What is being asked: Using the data below, copy every line that contains the word "picture".

Recorded information:

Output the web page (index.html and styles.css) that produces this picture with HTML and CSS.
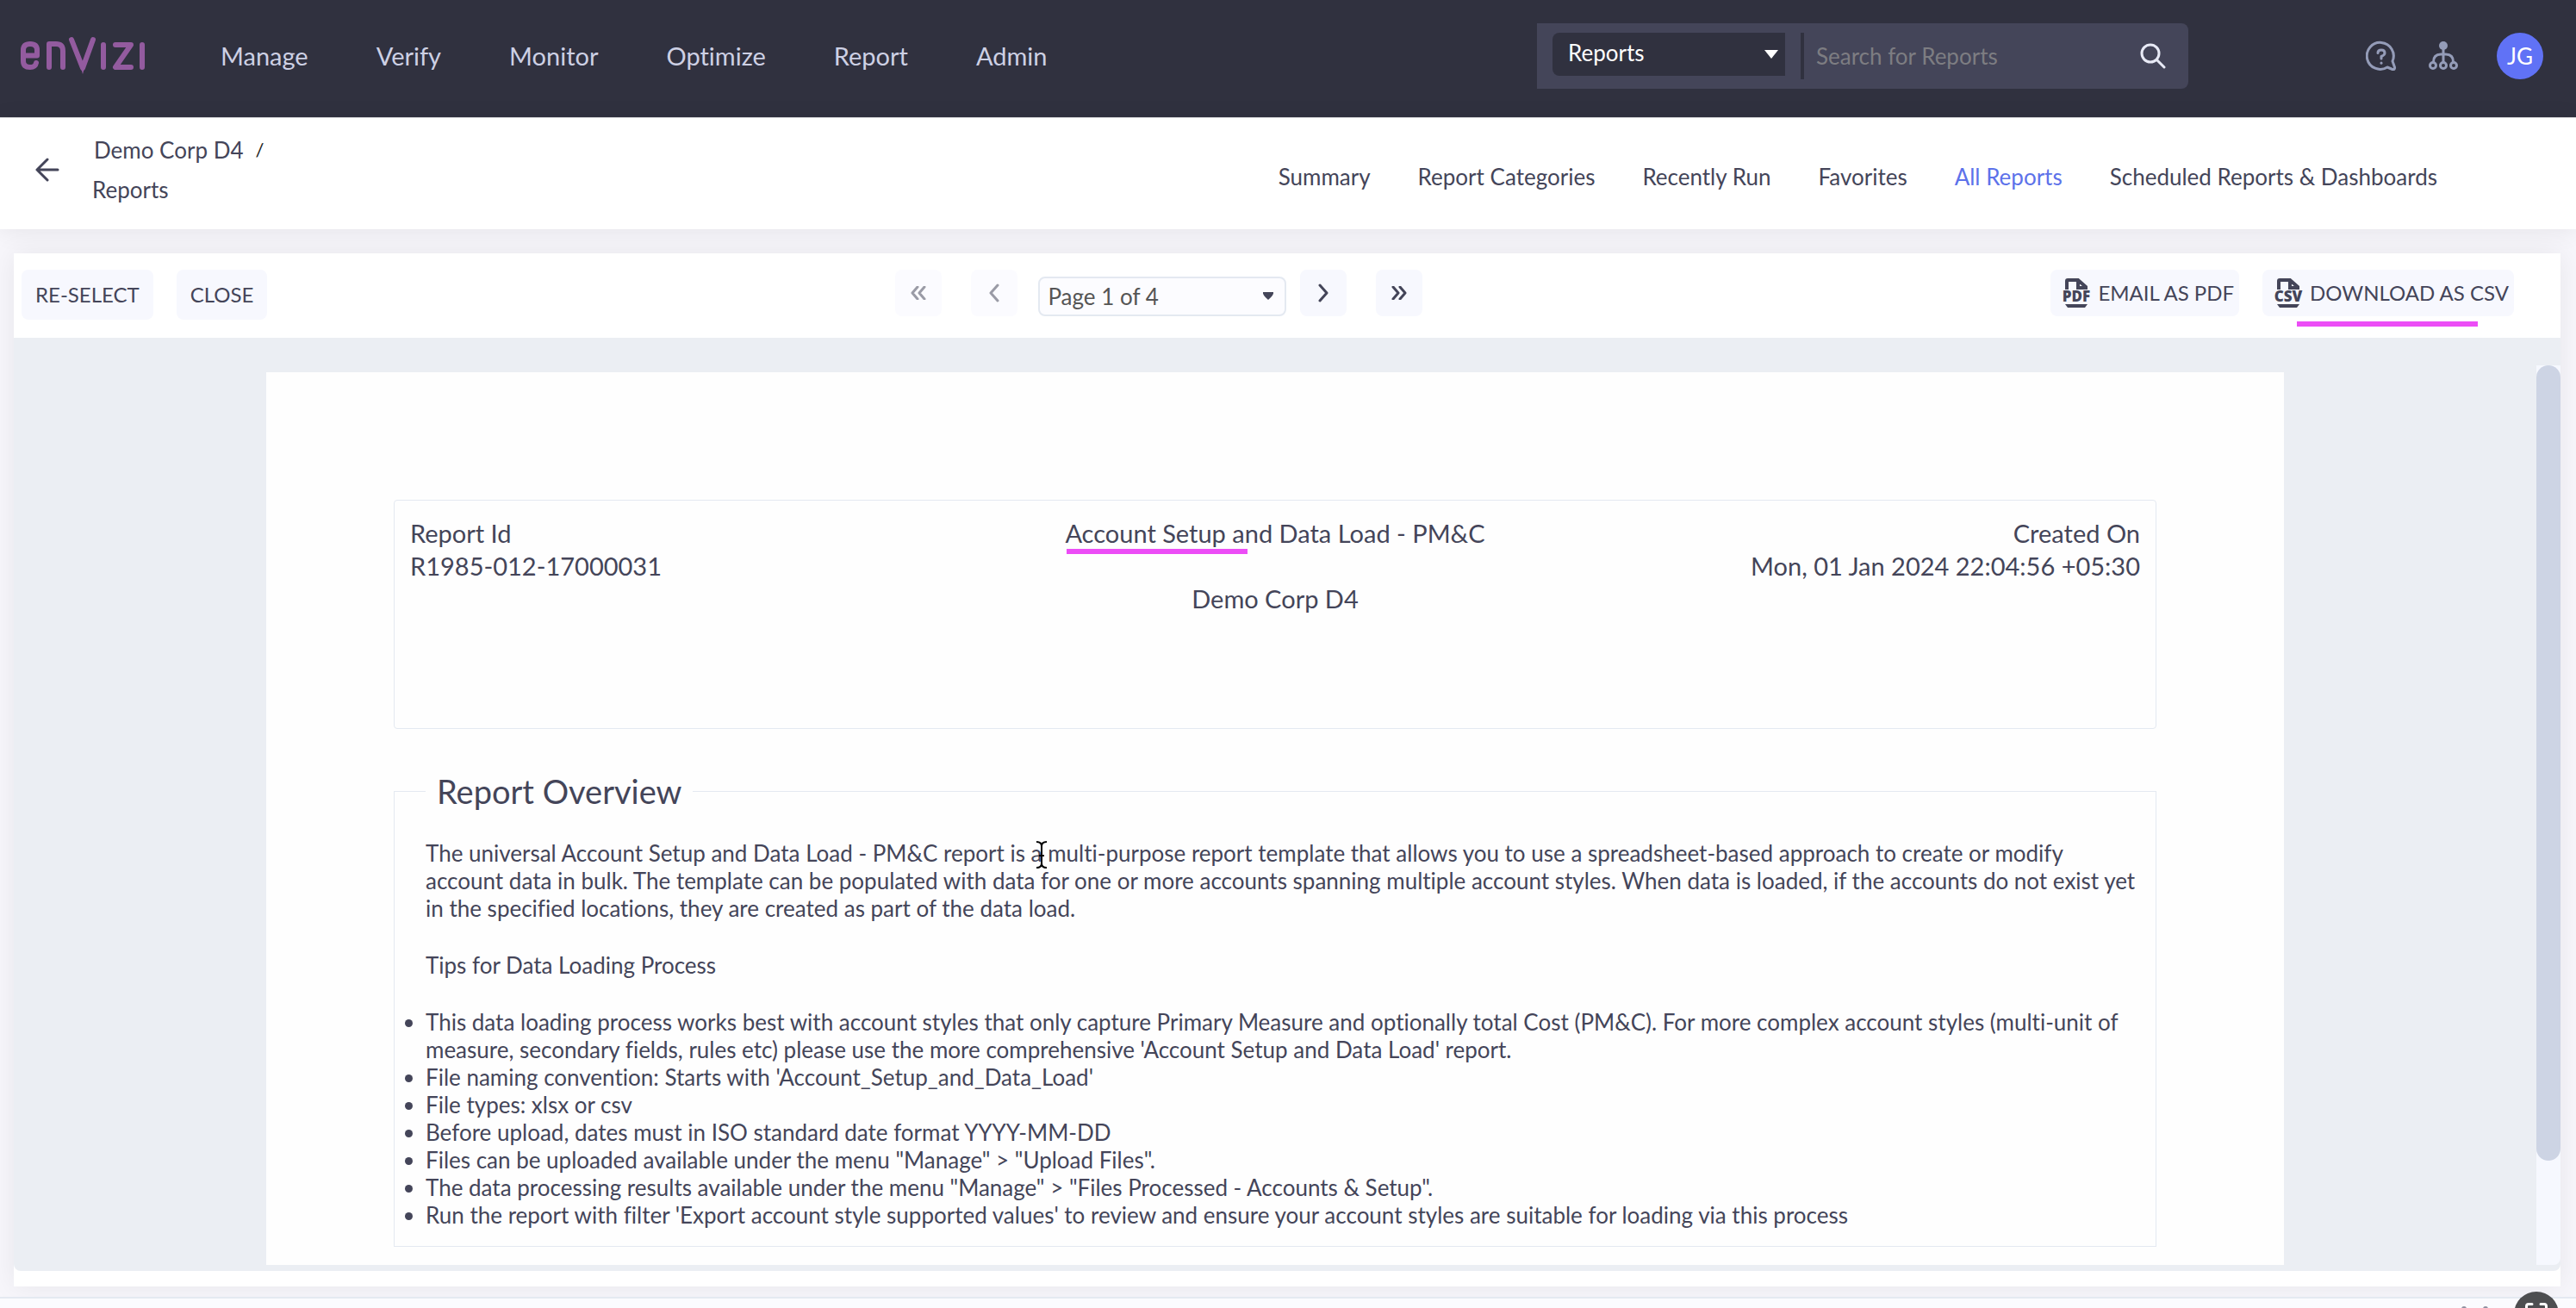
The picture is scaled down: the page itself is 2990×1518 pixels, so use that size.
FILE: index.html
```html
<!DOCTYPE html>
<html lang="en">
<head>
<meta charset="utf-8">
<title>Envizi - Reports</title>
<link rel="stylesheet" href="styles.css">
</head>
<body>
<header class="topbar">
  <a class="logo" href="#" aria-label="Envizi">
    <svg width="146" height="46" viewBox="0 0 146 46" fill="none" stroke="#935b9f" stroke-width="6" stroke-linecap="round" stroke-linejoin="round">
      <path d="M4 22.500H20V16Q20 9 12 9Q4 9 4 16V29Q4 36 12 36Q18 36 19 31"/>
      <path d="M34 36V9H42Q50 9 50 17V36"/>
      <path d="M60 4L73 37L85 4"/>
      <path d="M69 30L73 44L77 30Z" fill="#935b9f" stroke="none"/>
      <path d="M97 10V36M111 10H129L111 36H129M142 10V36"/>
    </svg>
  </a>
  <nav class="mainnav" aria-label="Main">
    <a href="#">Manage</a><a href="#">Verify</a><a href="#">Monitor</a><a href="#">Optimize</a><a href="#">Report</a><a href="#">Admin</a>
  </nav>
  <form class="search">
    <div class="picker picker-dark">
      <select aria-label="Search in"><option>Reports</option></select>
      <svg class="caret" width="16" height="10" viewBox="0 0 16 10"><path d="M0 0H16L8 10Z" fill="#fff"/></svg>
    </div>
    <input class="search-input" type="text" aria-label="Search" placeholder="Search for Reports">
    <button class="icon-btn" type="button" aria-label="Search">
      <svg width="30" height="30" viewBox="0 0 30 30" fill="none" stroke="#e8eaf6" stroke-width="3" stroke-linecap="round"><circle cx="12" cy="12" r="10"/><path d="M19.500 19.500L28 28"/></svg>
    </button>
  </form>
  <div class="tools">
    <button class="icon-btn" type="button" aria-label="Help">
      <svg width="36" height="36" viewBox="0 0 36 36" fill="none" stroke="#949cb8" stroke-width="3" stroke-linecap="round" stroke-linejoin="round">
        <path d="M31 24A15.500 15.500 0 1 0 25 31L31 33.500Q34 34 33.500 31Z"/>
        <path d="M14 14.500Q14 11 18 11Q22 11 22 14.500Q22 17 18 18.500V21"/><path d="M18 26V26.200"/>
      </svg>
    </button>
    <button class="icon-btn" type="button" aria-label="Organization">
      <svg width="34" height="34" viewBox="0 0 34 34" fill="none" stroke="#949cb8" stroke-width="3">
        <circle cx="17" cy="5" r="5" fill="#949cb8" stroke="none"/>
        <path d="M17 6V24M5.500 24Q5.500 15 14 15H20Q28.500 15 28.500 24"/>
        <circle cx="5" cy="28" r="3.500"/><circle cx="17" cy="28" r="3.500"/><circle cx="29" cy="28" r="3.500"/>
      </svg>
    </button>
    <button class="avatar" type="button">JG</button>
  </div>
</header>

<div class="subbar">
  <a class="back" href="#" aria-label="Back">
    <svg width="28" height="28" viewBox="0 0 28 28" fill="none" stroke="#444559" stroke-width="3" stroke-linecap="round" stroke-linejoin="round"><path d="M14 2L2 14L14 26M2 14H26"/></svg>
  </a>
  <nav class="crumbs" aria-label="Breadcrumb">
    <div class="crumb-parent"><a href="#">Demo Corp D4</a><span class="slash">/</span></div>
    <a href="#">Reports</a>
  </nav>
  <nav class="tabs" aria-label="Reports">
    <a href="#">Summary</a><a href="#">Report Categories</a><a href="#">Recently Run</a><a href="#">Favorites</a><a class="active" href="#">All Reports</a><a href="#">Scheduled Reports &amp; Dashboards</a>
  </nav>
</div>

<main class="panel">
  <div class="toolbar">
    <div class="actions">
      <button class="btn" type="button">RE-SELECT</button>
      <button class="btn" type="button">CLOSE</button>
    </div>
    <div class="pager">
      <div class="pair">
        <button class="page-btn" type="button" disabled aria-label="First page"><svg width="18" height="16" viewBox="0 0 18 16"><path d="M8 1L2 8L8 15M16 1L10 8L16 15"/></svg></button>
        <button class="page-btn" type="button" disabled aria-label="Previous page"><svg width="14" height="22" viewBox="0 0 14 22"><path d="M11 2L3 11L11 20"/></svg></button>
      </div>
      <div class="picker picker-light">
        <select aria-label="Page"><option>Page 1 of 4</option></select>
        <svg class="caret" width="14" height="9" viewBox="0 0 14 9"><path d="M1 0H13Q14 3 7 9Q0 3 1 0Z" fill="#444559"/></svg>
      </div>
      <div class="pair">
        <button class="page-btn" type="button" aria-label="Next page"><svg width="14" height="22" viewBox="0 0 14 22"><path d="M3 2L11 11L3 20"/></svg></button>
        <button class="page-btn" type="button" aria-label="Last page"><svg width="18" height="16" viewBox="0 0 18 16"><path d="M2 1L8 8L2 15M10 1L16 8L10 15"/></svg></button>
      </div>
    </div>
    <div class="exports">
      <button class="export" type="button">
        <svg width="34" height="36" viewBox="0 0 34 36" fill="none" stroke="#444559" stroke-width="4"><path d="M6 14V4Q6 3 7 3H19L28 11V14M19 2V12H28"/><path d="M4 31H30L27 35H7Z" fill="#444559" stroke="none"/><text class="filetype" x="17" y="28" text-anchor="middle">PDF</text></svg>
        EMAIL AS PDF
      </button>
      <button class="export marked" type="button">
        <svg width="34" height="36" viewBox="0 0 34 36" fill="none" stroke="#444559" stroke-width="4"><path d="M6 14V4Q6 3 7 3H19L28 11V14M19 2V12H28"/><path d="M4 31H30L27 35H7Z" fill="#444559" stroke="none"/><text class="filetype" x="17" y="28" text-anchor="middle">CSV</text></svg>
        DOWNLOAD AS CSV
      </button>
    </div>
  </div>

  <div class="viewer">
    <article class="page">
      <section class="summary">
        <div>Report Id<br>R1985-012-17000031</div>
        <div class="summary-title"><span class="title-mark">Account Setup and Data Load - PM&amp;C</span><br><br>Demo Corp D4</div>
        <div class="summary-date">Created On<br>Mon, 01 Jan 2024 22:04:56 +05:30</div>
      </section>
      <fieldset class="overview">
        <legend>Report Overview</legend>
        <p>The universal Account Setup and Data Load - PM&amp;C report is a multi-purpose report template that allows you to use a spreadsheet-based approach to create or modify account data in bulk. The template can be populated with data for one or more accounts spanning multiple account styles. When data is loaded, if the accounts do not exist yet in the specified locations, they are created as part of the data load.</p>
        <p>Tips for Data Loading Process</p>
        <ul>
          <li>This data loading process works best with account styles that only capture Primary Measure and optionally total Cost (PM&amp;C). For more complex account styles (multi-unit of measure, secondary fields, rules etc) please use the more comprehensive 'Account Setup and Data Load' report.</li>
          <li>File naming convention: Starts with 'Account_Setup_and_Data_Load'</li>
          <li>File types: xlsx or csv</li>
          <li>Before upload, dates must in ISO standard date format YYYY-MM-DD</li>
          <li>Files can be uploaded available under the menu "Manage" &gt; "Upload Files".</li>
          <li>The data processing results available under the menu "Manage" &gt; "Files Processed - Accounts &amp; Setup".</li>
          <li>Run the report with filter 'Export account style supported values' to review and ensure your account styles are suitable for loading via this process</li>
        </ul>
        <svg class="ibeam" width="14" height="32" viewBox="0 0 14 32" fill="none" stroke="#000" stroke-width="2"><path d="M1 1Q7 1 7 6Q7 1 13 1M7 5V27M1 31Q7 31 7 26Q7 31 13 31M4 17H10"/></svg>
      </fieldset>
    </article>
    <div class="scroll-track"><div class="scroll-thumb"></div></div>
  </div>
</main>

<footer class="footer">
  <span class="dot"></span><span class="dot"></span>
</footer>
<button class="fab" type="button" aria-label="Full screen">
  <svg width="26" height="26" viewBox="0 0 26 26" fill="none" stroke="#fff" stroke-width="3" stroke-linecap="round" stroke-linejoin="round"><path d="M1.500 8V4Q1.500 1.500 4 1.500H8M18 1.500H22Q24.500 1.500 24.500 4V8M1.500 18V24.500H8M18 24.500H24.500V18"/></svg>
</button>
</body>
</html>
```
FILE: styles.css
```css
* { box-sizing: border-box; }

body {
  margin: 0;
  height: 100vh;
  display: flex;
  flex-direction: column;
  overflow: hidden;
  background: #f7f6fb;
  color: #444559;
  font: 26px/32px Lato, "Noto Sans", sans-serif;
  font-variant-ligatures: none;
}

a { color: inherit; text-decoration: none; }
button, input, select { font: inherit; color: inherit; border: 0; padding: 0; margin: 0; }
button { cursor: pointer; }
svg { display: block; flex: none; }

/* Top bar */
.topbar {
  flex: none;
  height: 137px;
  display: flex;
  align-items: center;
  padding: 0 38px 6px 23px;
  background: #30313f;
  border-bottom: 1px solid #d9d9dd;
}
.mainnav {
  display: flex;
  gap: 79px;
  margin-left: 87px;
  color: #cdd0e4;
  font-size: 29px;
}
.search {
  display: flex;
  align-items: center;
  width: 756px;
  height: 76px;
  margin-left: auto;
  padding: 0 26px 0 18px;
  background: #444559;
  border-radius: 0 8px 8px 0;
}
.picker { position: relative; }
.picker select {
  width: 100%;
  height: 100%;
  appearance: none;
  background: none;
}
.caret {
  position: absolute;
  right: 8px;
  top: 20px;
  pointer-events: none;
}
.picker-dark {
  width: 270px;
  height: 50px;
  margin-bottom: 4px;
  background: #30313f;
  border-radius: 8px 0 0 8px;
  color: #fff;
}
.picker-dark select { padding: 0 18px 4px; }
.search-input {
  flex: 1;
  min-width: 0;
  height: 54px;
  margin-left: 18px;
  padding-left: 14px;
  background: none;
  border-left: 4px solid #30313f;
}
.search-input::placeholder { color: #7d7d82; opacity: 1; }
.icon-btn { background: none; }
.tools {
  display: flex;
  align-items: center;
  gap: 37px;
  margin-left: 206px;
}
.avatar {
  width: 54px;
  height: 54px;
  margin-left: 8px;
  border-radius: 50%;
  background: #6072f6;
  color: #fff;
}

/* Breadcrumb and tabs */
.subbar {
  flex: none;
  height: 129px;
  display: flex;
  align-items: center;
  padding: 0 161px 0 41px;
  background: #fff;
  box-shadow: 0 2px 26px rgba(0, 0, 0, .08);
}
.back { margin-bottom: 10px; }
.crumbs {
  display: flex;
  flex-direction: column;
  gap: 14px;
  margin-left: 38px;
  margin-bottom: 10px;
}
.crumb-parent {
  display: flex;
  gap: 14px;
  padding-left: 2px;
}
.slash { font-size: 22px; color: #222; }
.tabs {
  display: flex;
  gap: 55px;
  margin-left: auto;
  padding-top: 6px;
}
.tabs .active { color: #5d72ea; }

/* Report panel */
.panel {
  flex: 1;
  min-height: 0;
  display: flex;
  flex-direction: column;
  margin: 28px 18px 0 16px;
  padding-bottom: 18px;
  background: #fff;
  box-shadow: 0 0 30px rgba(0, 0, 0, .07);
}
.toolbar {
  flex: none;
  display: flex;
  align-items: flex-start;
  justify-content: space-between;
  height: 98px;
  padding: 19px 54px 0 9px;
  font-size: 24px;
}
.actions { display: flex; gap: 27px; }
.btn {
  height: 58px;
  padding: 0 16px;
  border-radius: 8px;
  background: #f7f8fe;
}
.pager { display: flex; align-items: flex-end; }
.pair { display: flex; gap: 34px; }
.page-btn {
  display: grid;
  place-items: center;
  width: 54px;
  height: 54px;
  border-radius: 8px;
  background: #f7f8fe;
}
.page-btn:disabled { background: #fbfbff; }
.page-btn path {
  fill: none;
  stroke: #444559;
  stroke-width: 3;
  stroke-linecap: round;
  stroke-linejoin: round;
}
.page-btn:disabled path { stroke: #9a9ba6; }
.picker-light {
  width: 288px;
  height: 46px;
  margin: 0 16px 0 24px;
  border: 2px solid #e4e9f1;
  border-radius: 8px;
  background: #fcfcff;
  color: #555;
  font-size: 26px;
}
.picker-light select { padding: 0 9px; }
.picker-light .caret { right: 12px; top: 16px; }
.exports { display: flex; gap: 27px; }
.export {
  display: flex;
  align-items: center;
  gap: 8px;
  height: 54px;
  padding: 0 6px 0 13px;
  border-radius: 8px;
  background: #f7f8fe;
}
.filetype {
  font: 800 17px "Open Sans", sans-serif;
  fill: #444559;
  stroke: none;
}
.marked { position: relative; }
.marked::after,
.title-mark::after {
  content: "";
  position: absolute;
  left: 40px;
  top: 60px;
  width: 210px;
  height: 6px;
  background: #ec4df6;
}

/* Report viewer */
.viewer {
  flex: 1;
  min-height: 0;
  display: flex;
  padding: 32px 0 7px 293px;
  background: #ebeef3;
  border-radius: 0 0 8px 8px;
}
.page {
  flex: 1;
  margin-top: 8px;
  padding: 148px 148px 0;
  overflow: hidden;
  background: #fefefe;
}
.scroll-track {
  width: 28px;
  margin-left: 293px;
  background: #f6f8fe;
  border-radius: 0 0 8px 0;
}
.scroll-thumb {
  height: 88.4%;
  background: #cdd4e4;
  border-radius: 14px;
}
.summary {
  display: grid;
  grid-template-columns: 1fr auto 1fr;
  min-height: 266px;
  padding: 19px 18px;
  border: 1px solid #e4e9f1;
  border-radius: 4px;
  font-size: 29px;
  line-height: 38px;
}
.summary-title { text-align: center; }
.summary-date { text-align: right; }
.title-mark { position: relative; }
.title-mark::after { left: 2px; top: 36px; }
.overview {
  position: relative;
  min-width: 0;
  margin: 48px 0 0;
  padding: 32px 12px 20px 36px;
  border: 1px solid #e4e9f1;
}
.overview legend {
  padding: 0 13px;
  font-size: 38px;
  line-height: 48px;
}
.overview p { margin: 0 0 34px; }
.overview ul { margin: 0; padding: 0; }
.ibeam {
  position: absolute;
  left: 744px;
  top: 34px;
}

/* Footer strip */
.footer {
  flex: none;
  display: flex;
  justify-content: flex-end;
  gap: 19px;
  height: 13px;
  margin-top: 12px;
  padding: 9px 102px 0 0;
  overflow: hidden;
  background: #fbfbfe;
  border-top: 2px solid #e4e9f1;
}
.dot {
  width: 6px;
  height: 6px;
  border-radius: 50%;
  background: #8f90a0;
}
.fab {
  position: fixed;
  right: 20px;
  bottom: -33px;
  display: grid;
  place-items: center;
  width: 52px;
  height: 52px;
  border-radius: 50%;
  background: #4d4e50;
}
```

Output:
Output the web page (index.html and styles.css) that produces this picture with HTML and CSS.
The picture is scaled down: the page itself is 2990×1518 pixels, so use that size.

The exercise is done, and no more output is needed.